> **Information supplied**:
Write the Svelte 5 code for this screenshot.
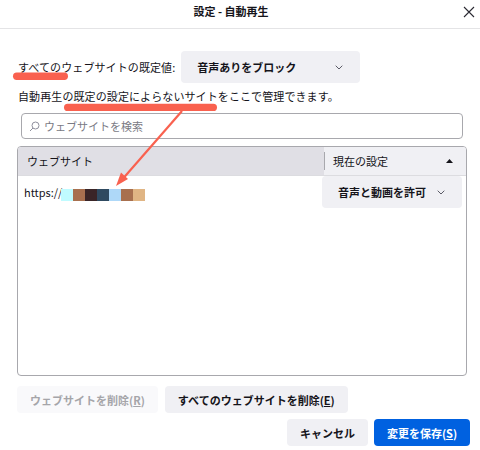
<script>
  const blocks = ['#c0fbff', '#a8704f', '#3a2527', '#2f4a60', '#aed8f8', '#a8704f', '#e0b584'];
</script>

<div class="dialog">
  <header class="titlebar">
    <span class="title">設定 - 自動再生</span>
    <button class="close" aria-label="閉じる">
      <svg width="12" height="12" viewBox="0 0 12 12"><path d="M1 1l10 10M11 1L1 11" stroke="#2b2a33" stroke-width="1.1" fill="none"/></svg>
    </button>
  </header>

  <div class="content">
    <div class="default-row">
      <span class="spaced">すべてのウェブサイトの既定値:</span>
      <button class="select top-select">
        <span>音声ありをブロック</span>
        <svg class="chev" width="8" height="5" viewBox="0 0 8 5"><path d="M.7.7L4 4l3.3-3.3" stroke="#5b5b66" stroke-width="1" fill="none"/></svg>
      </button>
    </div>

    <p class="desc spaced">自動再生の既定の設定によらないサイトをここで管理できます。</p>

    <div class="search">
      <svg width="11" height="11" viewBox="0 0 11 11"><circle cx="6.5" cy="4.5" r="3.5" stroke="#8f8f9d" fill="none"/><path d="M4 7L1 10" stroke="#8f8f9d" fill="none"/></svg>
      <span>ウェブサイトを検索</span>
    </div>

    <div class="table">
      <div class="thead">
        <div class="th site-col">ウェブサイト</div>
        <div class="th status-col">
          <span>現在の設定</span>
          <svg width="7" height="4" viewBox="0 0 7 4"><path d="M3.5 0L7 4H0z" fill="#15141a"/></svg>
        </div>
      </div>
      <div class="row">
        <div class="url">
          <span>https://</span>
          <span class="blur">
            {#each blocks as c}
              <i style="background: {c}"></i>
            {/each}
          </span>
        </div>
        <button class="select row-select">
          <span>音声と動画を許可</span>
          <svg class="chev" width="8" height="5" viewBox="0 0 8 5"><path d="M.7.7L4 4l3.3-3.3" stroke="#5b5b66" stroke-width="1" fill="none"/></svg>
        </button>
      </div>
    </div>

    <div class="remove-row">
      <button class="btn disabled">ウェブサイトを削除(<u>R</u>)</button>
      <button class="btn">すべてのウェブサイトを削除(<u>E</u>)</button>
    </div>

    <div class="footer">
      <button class="btn cancel">キャンセル</button>
      <button class="btn primary">変更を保存(<u>S</u>)</button>
    </div>
  </div>

  <!-- hand-drawn annotations on top of the screenshot -->
  <svg class="marks" width="480" height="450" viewBox="0 0 480 450">
    <path d="M16.7 76.3H64.3" stroke="#f9614f" stroke-width="7.4" stroke-linecap="round" fill="none"/>
    <path d="M67.7 107.4H213.3" stroke="#f9614f" stroke-width="7.4" stroke-linecap="round" fill="none"/>
    <path d="M182 111L120 182" stroke="#f9614f" stroke-width="2.2" fill="none"/>
    <path d="M116 186L121 172.5L128 179z" fill="#f9614f"/>
  </svg>
</div>

<style>
  :global(body) {
    margin: 0;
    background: #fff;
  }

  .dialog {
    position: relative;
    width: 480px;
    height: 450px;
    overflow: hidden;
    font-family: "Noto Sans CJK JP", "Noto Sans", sans-serif;
    font-size: 11px;
    color: #15141a;
    background: #fff;
  }

  button {
    font: inherit;
    color: inherit;
    border: none;
    padding: 0;
    background: none;
  }

  .titlebar {
    position: relative;
    display: flex;
    align-items: center;
    justify-content: center;
    height: 28px;
    border-bottom: 1px solid #e4e4e6;
  }

  .title {
    font-weight: 700;
    font-size: 11px;
    padding: 0 18px 6px 0;
  }

  .close {
    position: absolute;
    right: 5px;
    top: 6px;
    display: flex;
  }

  .content {
    display: flex;
    flex-direction: column;
    padding: 22px 10px 0 17px;
  }

  .spaced {
    letter-spacing: 0.1px;
  }

  .default-row {
    display: flex;
    align-items: center;
    gap: 6px;
    padding-left: 1px;
    height: 32px;
  }

  .select {
    display: flex;
    align-items: center;
    justify-content: space-between;
    background: #f0f0f4;
    border-radius: 4px;
    font-weight: 700;
  }

  .top-select {
    width: 179px;
    height: 32px;
    padding: 0 17px 0 16px;
  }

  .desc {
    margin: 5px 0 0 1px;
    height: 17px;
    line-height: 17px;
  }

  .search {
    display: flex;
    align-items: center;
    gap: 4px;
    margin: 8px 0 0 4px;
    width: 442px;
    height: 26px;
    box-sizing: border-box;
    padding-left: 7px;
    border: 1px solid #a8a8ad;
    border-radius: 4px;
    color: #7a7a84;
  }

  .table {
    margin-top: 7px;
    width: 450px;
    height: 230px;
    box-sizing: border-box;
    border: 1px solid #a8a8ad;
    border-radius: 4px;
    overflow: hidden;
  }

  .thead {
    display: flex;
    height: 28px;
    border-bottom: 1px solid #dcdce0;
  }

  .th {
    display: flex;
    align-items: center;
  }

  .site-col {
    width: 306px;
    padding-left: 9px;
    box-sizing: border-box;
    background: #e0dfe5;
  }

  .status-col {
    flex: 1;
    justify-content: space-between;
    padding: 0 13px 0 9px;
    background: #f0f0f4;
    position: relative;
  }

  .status-col::before {
    content: "";
    position: absolute;
    left: 0;
    top: 5px;
    bottom: 5px;
    width: 1px;
    background: #a8a8ad;
  }

  .row {
    display: flex;
    justify-content: space-between;
    padding-right: 4px;
  }

  .url {
    display: flex;
    align-items: center;
    padding-left: 6px;
    height: 32px;
  }

  .blur {
    display: flex;
    margin: 6px 0 0 -1px;
  }

  .blur i {
    display: block;
    width: 12px;
    height: 12px;
  }

  .row-select {
    width: 140px;
    height: 32px;
    padding: 0 17px 0 16px;
  }

  .remove-row {
    display: flex;
    gap: 7px;
    margin-top: 10px;
  }

  .btn {
    height: 27px;
    padding: 0 13px;
    background: #f0f0f4;
    border-radius: 4px;
    font-weight: 700;
  }

  .disabled {
    background: #f9f9fb;
    color: #a5a5a9;
  }

  .footer {
    display: flex;
    justify-content: flex-end;
    gap: 6px;
    margin-top: 6px;
  }

  .cancel {
    width: 81px;
    padding: 0;
  }

  .primary {
    width: 96px;
    padding: 0;
    background: #0061e0;
    color: #fff;
  }

  .marks {
    position: absolute;
    left: 0;
    top: 0;
    pointer-events: none;
  }
</style>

> **Task instructions**: Go through the data and gather every line that holds "screenshot".

> **Expected output**:
Write the Svelte 5 code for this screenshot.
  <!-- hand-drawn annotations on top of the screenshot -->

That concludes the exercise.